These 4 acts were brought about to suppress Republican opposition. The Naturalization Act doubled the period required to naturalize the foreign born to American citizenship to 14 years. Since most immigrants voted republican they thought by initiating this act it would decrease the amount of people who voted republican. The Alien Friends Act and the Alien Enemies Act allowed the president to deport any foreigner that he thought was dangerous to the country. The Sedition Act criminalized anyone who publicly criticized the federal government. Some of the punishments included 2-5 years in prison and fines of $2,000 to $5,000. Adams had not designed or promoted any of these acts but he did sign them into law because he had no problem punishing those who abused the government.

Those Acts, and the high-profile prosecution of a number of newspaper editors and one Congressman by the Federalists, became highly controversial. Some historians have noted that the Alien and Sedition Acts were relatively rarely enforced, as only 10 convictions under the Sedition Act have been identified and as Adams never signed a deportation order, and that the furor over the Alien and Sedition Acts was mainly stirred up by the Democratic-Republicans. However, other historians emphasize that the Acts were highly controversial from the outset, resulted in many aliens leaving the country voluntarily, and created an atmosphere where opposing the Federalists, even on the floor of Congress, could and did result in prosecution. The election of 1800 became a bitter and volatile battle, with each side expressing extraordinary fear of the other party and its policies.[29]

The deep hiatus in the Federalist party came on the army issue. Adams was forced to name Washington as commander of the new army, and Washington demanded that Hamilton be given the #2 position. Adams reluctantly gave in. Major General Hamilton virtually took control of the War department. The rift between Adams and the High Federalists (as Adams’ opponents were called) grew wider. The High Federalists refused to consult Adams over the key legislation of 1798; they changed the defense measures which he had called for, demanded that Hamilton control the army, and refused to recognize the necessity of giving key Democratic-Republicans (like Aaron Burr) senior positions in the army (which Adams wanted to do in order to gain some Democratic-Republican support). By building a large standing army the High Federalists raised popular alarms and played into the hands of the Democratic-Republicans. They also alienated Adams and his large personal following. They shortsightedly viewed the Federalist party as their own tool and ignored the need to pull together the entire nation in the face of war with France.[30]

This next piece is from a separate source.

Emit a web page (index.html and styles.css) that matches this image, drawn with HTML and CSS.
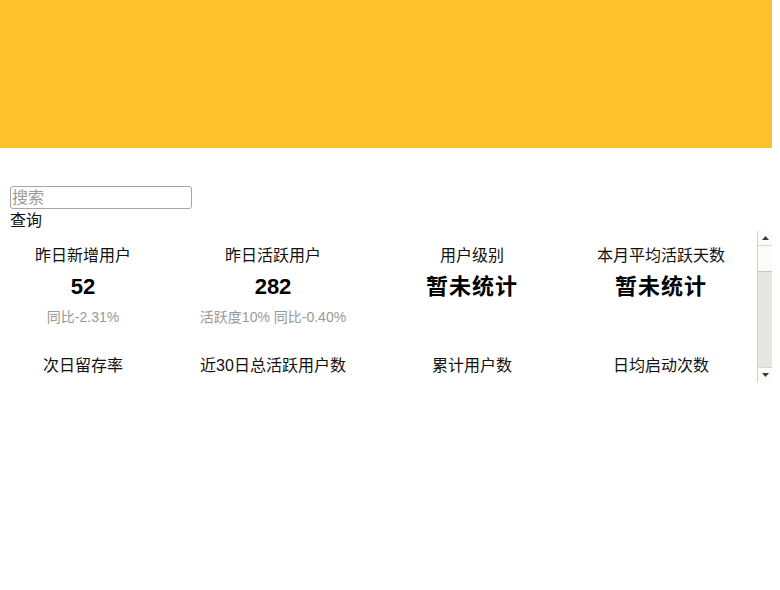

For long stretches, Adams withdrew to his home in Massachusetts. In February 1799, Adams stunned the country by sending diplomat William Vans Murray on a peace mission to France. Napoleon, realizing the animosity of the United States was doing no good, signaled his readiness for friendly relations. The Treaty of Alliance of 1778 was superseded and the United States could now be free of foreign entanglements, as Washington advised in his own Farewell Letter. Adams avoided war, but deeply split his own party in the process. He brought in John Marshall as Secretary of State and demobilized the emergency army.[31]

Re-election campaign 1800

Main article: United States presidential election, 1800

The death of Washington, in 1799, weakened the Federalists, as they lost the one man who symbolized and united the party. In the presidential election of 1800, Adams ran and lost the electoral vote narrowly. Among the causes of his defeat was distrust of him by “High Federalists” led by Hamilton, the popular disapproval of the Alien and Sedition Acts, the popularity of his opponent, Thomas Jefferson, and the effective politicking of Aaron Burr in New York State, where the legislature (which selected the electoral college) shifted from Federalist to Republican on the basis of a few wards in New York City controlled by Burr’s machine.[32]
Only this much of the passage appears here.